Rich: I admire your candor. We at Gawker Media are all about tearing down the establishment.
Beejoli: In one of the top scenes, Elizabeth is asked to "profile" herself (she's an FBI profiler, of course), and she breaks down how she is a narcissist, she avoids attachment, she "shuts down" when she feels grilled, etc. Unfortunately, all the things she says DO NOT MATCH anything you saw of her before (in a loving montage getting ready for work with her husband) or after (the terrorists capture him and she is noticeably very upset as she vigorously scrubs his blood out of their berber carpet).
Rich: Clearly she contains multitudes, Beejoli.
Beejoli: It is like when girls at bars say things like "I only have guy friends" or "I never cry." These are just lies you say to sound cool and get laid.
Rich: They want to fuck a narcissist!
Beejoli: Nothing she did, including allowing herself to potentially be killed to save a 6 year old displayed narcissism. IT'S OKAY TO ADMIT YOU FEEL FEELINGS.
Rich: Maybe it's coming.
Rich: Maybe she's a pathological liar. Maybe it's a statement on the elusiveness of self-awareness. MAYBE THE SHOW IS SHITTY.
Beejoli: Also, her amazing sweet husband is secretly also some kind of international mystery man. Which she discovers after tearing up the carpet beause she didn't know that baking soda and water will lift blood stains right out of the carpet, and she finds a box full of passports of his under different aliases and wads of cash. For an FBI agent, I gotta say, she must not be very good at her job. She missed THE TERRORIST LIVING IN HER VAGINA.
Rich: She's as good as an FBI agent as Dylan McDermott is as a hostage-taker. Anyway, I have to say that while I will continue to watch Hostages (I think), you have not convinced me to watch Blacklist. I want nothing to do with that show, frankly.
Beejoli: Oh and it has Homeland stars in it, just FYI. Mike from Homeland, who was also Shane Oman from Mean Girls.
Rich: He is such a stud. I like that that's his pop cultural position. Stud. We need more of those.
Beejoli: Agreed. Though sadly, he is very skinny here. Did you watch Mom? I couldn't even comprehend how horrible it was.
Rich: Yes. Just awful Total squandering of talent. It does that TV thing where people are just stupid and awful and doing incomprehensible things for nothing. Like, why was Anna Faris' character crying while waiting tables? "Here's your protagonist, an unstable dolt." "Oh cool, thanks. I needed another one of those in my life."
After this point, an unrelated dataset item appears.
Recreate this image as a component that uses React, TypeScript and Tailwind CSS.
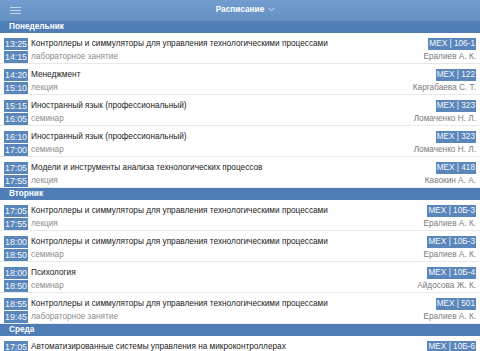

Beejoli: The most noteable (not best) part was how unrecognizable French Stewart has become.
Rich: Yeah, right? I thought a lot about it was really offensive. Like how the single mom who gave birth at a young age is an idiot. And also That Anna Faris is PLAYING A MOTHER OF A TEENAGER. I mean, it's like Hollywood is just getting worse and worse to women. Fuck that show.
Beejoli: I was mildy offended by the jokes and completely offended by the lack of comedy. "I saw you chowing down on a Big Mac!"
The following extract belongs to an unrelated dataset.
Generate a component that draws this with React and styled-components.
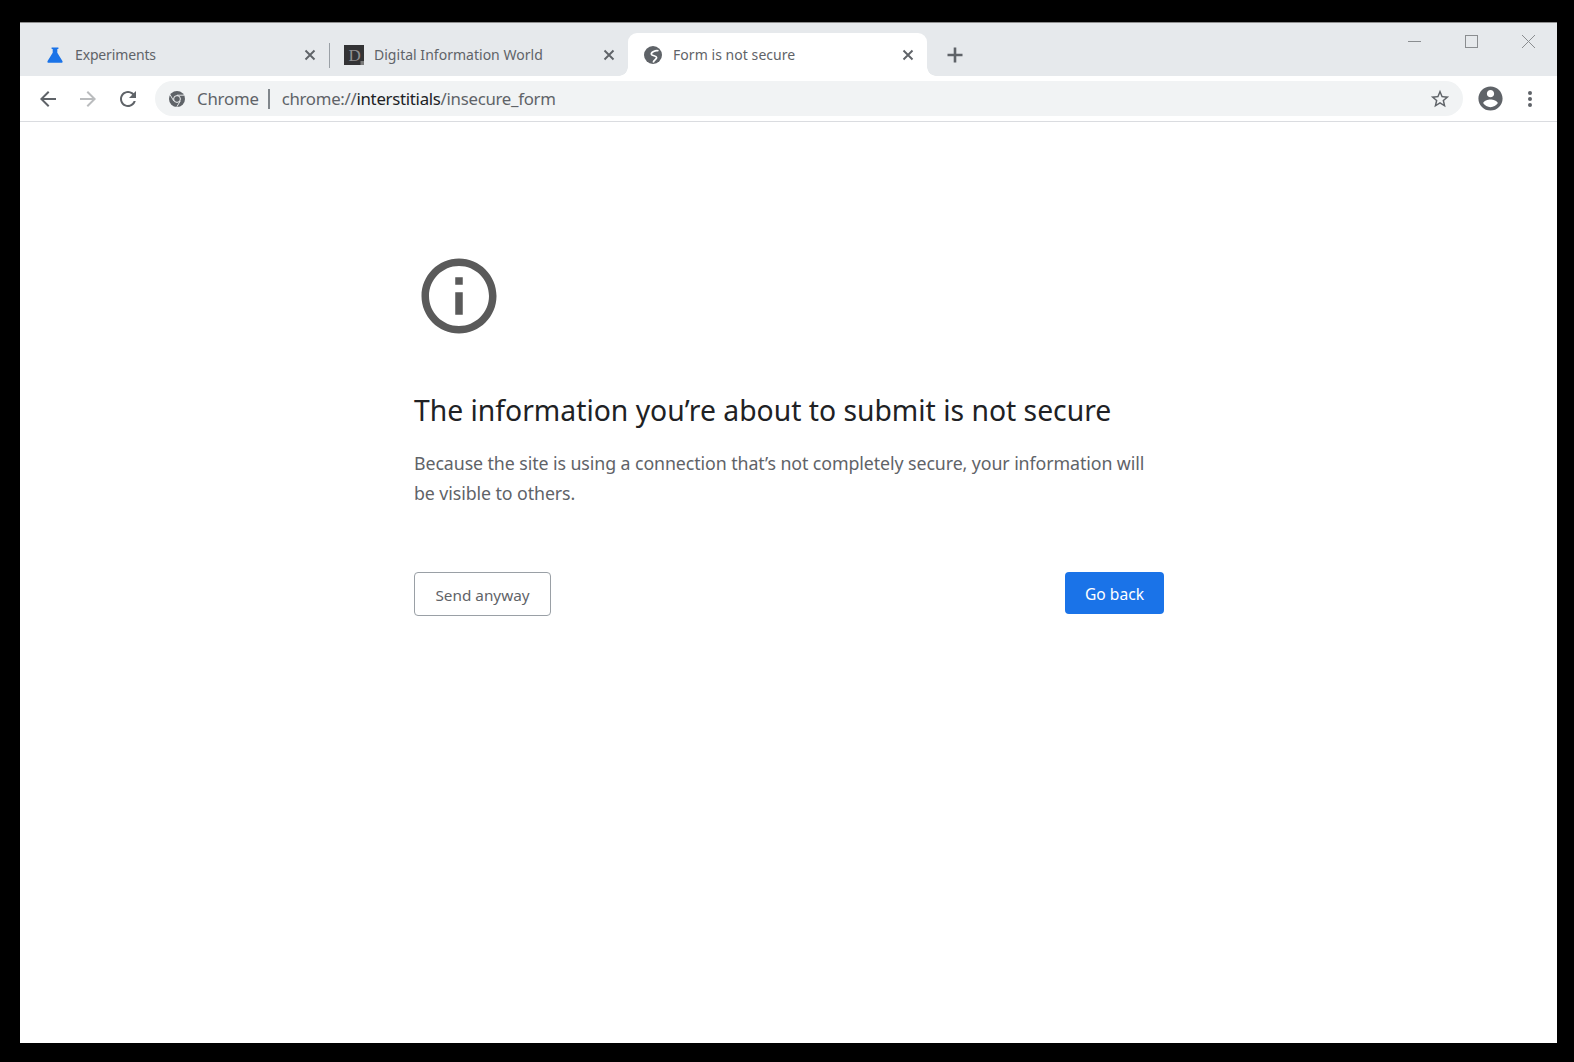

Rich: "My daughter's an easy lay and it's not my fault!" "It's Alcoholics Anonymous, not Alcoholics Tell Your Waiter!"
Beejoli: Also, and I know this sounds awful but if my mom only got clean 120 some days ago, would the house look that nice and the kids that well adjusted? Who is paying for this 3 bedroom? This is what happens when you let very rich people try to make a show about what they think very poor people live like. "Let's just use some sconces that were on SALE at Home Depot and it'll be fine."
Rich: Also, she's having an affair with her married boss? She's so negligent that she doesn't recognize her daughter's boyfriend of a single year? She can't do her waitressing job well? Is there any reason at all to care about that character? No one writing the show does, clearly.
Beejoli: This is the problem with all comedies is they never make you care about any of the characters enough. Allison Janney just SHOWED up halfway through.
Rich: And then left! And then came back for that last scene. Oooh, chemistry.
Beejoli: I would rather watch every episode of Dads than one episode of Mom.
Rich: Fuck that show.
WINNER: Hostages, because it's fun to watch Dylan McDermott at last get to act out his gravel-voiced action hero fantasies.